Remember, when the market crashed in 2000 the Dow and S&P didn't regain former levels until 2007 (and then promptly crashed again). The Nasdaq is still at less than half of its highs. Losses are not quickly regained, the only way to do it is to invest more.
We need to augment the employer match with a public match. The government should match any individual 401(k) contrbution up to 3% of salary up to $75,000 a year for an individual. Yes, this is a vast new entitlement but it will save us money decades hence because it will be more expensive to deal with the problem of senior poverty when an entire generation tries to retire without guaranteed pensions of any kind (Gen X and everyone that follows will be in that boat). People need help, their employers abandoned them and it's time for the government to step up.

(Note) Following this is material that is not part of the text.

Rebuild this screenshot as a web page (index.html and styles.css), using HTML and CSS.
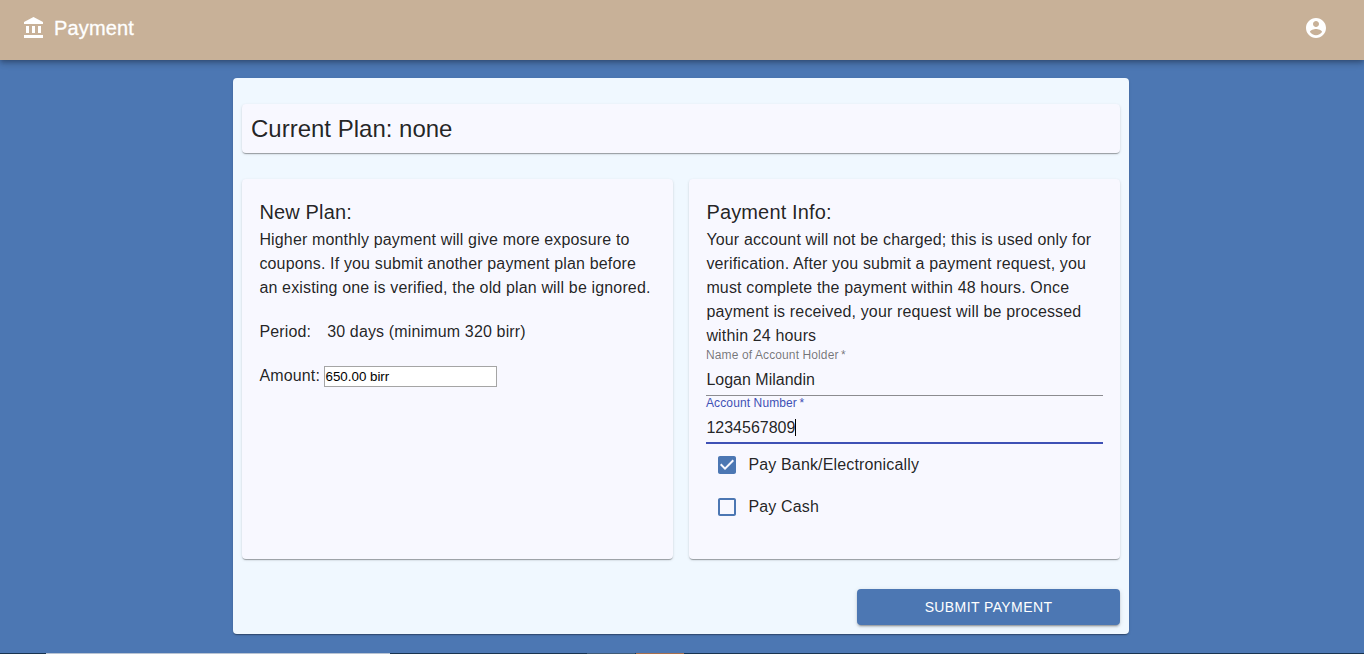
FILE: index.html
```html
<!DOCTYPE html>
<html lang="en">
<head>
<meta charset="utf-8">
<title>Payment</title>
<link rel="stylesheet" href="styles.css">
</head>
<body>
<header class="app-bar">
  <svg class="icon" viewBox="0 0 24 24"><path d="M4 10v7h3v-7H4zm6 0v7h3v-7h-3zM2 22h19v-3H2v3zm14-12v7h3v-7h-3zm-4.5-9L2 6v2h19V6l-9.500-5z"/></svg>
  <h1 class="app-title">Payment</h1>
  <svg class="icon" viewBox="0 0 24 24"><path d="M12 2C6.480 2 2 6.480 2 12s4.480 10 10 10 10-4.480 10-10S17.520 2 12 2zm0 3c1.660 0 3 1.340 3 3s-1.340 3-3 3-3-1.340-3-3 1.340-3 3-3zm0 14.200c-2.500 0-4.710-1.280-6-3.220.030-1.990 4-3.080 6-3.080 1.990 0 5.970 1.090 6 3.080-1.290 1.940-3.500 3.220-6 3.220z"/></svg>
</header>
<main class="sheet">
  <section class="paper current"><h2 class="current-title">Current Plan: none</h2></section>
  <div class="panels">
    <section class="paper panel">
      <h3 class="panel-title">New Plan:</h3>
      <p class="text">Higher monthly payment will give more exposure to coupons. If you submit another payment plan before an existing one is verified, the old plan will be ignored.</p>
      <div class="period"><span>Period:</span><span>30 days (minimum 320 birr)</span></div>
      <div class="amount"><span>Amount:</span><span class="amount-input">650.00 birr</span></div>
    </section>
    <section class="paper panel">
      <h3 class="panel-title">Payment Info:</h3>
      <p class="text">Your account will not be charged; this is used only for verification. After you submit a payment request, you must complete the payment within 48 hours. Once payment is received, your request will be processed within 24 hours</p>
      <div class="field"><span class="label">Name of Account Holder&#8201;*</span><span class="value">Logan Milandin</span></div>
      <div class="field focused"><span class="label">Account Number&#8201;*</span><span class="value">1234567809<i class="caret"></i></span></div>
      <div class="check"><svg class="box" viewBox="0 0 24 24"><path d="M19 3H5c-1.110 0-2 .9-2 2v14c0 1.100.890 2 2 2h14c1.110 0 2-.9 2-2V5c0-1.100-.890-2-2-2zm-9 14l-5-5 1.410-1.410L10 14.170l7.590-7.590L19 8l-9 9z"/></svg><span>Pay Bank/Electronically</span></div>
      <div class="check"><svg class="box" viewBox="0 0 24 24"><path d="M19 5v14H5V5h14m0-2H5c-1.100 0-2 .9-2 2v14c0 1.100.9 2 2 2h14c1.100 0 2-.9 2-2V5c0-1.100-.9-2-2-2z"/></svg><span>Pay Cash</span></div>
    </section>
  </div>
  <button class="submit" type="button">Submit Payment</button>
</main>
<footer class="taskbar"></footer>
</body>
</html>
```
FILE: styles.css
```css
* { box-sizing: border-box; }
body {
  margin: 0;
  height: 654px;
  overflow: hidden;
  display: flex;
  flex-direction: column;
  background: #4c77b3;
  color: rgba(0, 0, 0, 0.87);
  font: 16px/24px "Liberation Sans", Arial, sans-serif;
  letter-spacing: 0.15008px;
}
h1, h2, h3, p { margin: 0; font-weight: 400; }
.app-bar {
  flex: none;
  height: 60px;
  padding: 0 36px 4px 22px;
  display: flex;
  align-items: center;
  background: #c8b198;
  color: #fff;
  box-shadow: 0 2px 4px -1px rgba(0,0,0,.2), 0 4px 5px 0 rgba(0,0,0,.14), 0 1px 10px 0 rgba(0,0,0,.12);
}
.icon { width: 24px; height: 24px; flex: none; fill: currentColor; }
.app-title { flex: 1; margin-left: 8px; font-size: 20px; line-height: 32px; letter-spacing: 0.15px; -webkit-text-stroke: 0.3px #fff; }
.sheet {
  flex: none;
  width: 896px;
  height: 556px;
  margin: 18px 0 0 233px;
  padding: 26px 9px 9px;
  display: flex;
  flex-direction: column;
  background: #f0f8ff;
  border-radius: 4px;
}
.sheet, .paper {
  box-shadow: 0 2px 1px -1px rgba(0,0,0,.2), 0 1px 1px 0 rgba(0,0,0,.14), 0 1px 3px 0 rgba(0,0,0,.12);
}
.paper { background: #f8f8ff; border-radius: 4px; }
.current { height: 49px; padding: 9px; }
.current-title { font-size: 24px; line-height: 32px; letter-spacing: 0; }
.panels { display: grid; grid-template-columns: 1fr 1fr; gap: 16px; height: 380px; margin-top: 26px; }
.panel { padding: 17px; }
.panel-title { font-size: 20px; line-height: 32px; letter-spacing: 0.15px; }
.panel-title, .text, .period, .amount { padding-left: 0.4px; }
.period { display: flex; gap: 16px; margin-top: 20px; }
.amount { display: flex; align-items: center; gap: 3.500px; margin-top: 20px; }
.amount-input {
  width: 173px;
  height: 21px;
  margin-top: 1px;
  padding: 0 1px;
  border: 1px solid #a5a5a5;
  background: #fff;
  color: #000;
  font-size: 13.333px;
  line-height: 19px;
  letter-spacing: 0;
}
.field { height: 48px; display: flex; flex-direction: column; border-bottom: 1px solid #8c8c90; }
.label { flex: none; height: 16px; font-size: 12px; line-height: 14px; letter-spacing: 0.113px; color: rgba(0, 0, 0, 0.54); }
.value { flex: none; display: flex; align-items: center; height: 31px; padding-left: 0.4px; letter-spacing: 0; }
.focused { border-bottom: 2px solid #3f51b5; }
.focused .label { color: #3f51b5; }
.caret { width: 1px; height: 17px; margin-left: -0.4px; background: #000; }
.check { display: flex; align-items: center; height: 42px; padding-left: 9px; gap: 9.400px; }
.box { width: 24px; height: 24px; fill: #4c77b3; }
.submit {
  align-self: flex-end;
  width: 263px;
  height: 36px;
  margin-top: 30px;
  border: 0;
  border-radius: 4px;
  background: #4c77b3;
  color: #fff;
  font: 14px/24px "Liberation Sans", Arial, sans-serif;
  letter-spacing: 0.4px;
  text-transform: uppercase;
  box-shadow: 0 3px 1px -2px rgba(0,0,0,.2), 0 2px 2px 0 rgba(0,0,0,.14), 0 1px 5px 0 rgba(0,0,0,.12);
}
.taskbar {
  flex: none;
  height: 1px;
  margin-top: auto;
  background: linear-gradient(to right, #183450 46px, #b9c4d3 46px 390px, #183450 390px 587px, #405c78 587px 635px, #183450 635px 636px, #a96f4c 636px 684px, #183450 684px);
}
```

People need to invest between 8-10% of their salaries every year. Most will only reach that level if they're getting their contributions matched and the money has to come from somewhere. People's personal balance sheets are too thin.
We also need an absolute commitment to social security -- more funding and yes, more generous benefits. This year, because of temporary deflation, Social Security recipients got no cost of living increase. But energy prices have been volatile. Health costs have risen. The costs of local services have gone up as city an state governments have had to raises fees sales taxes to plug budget holes... Living in 2009 really isn't cheaper than living in 2008 and the government knows it.
There's a lot right with what Obama said this morning but helping Americans save for retirement isn't enough. We have to view retirement as a right after a lifetime of work. Labor is not supposed to be a cradle to grave activity.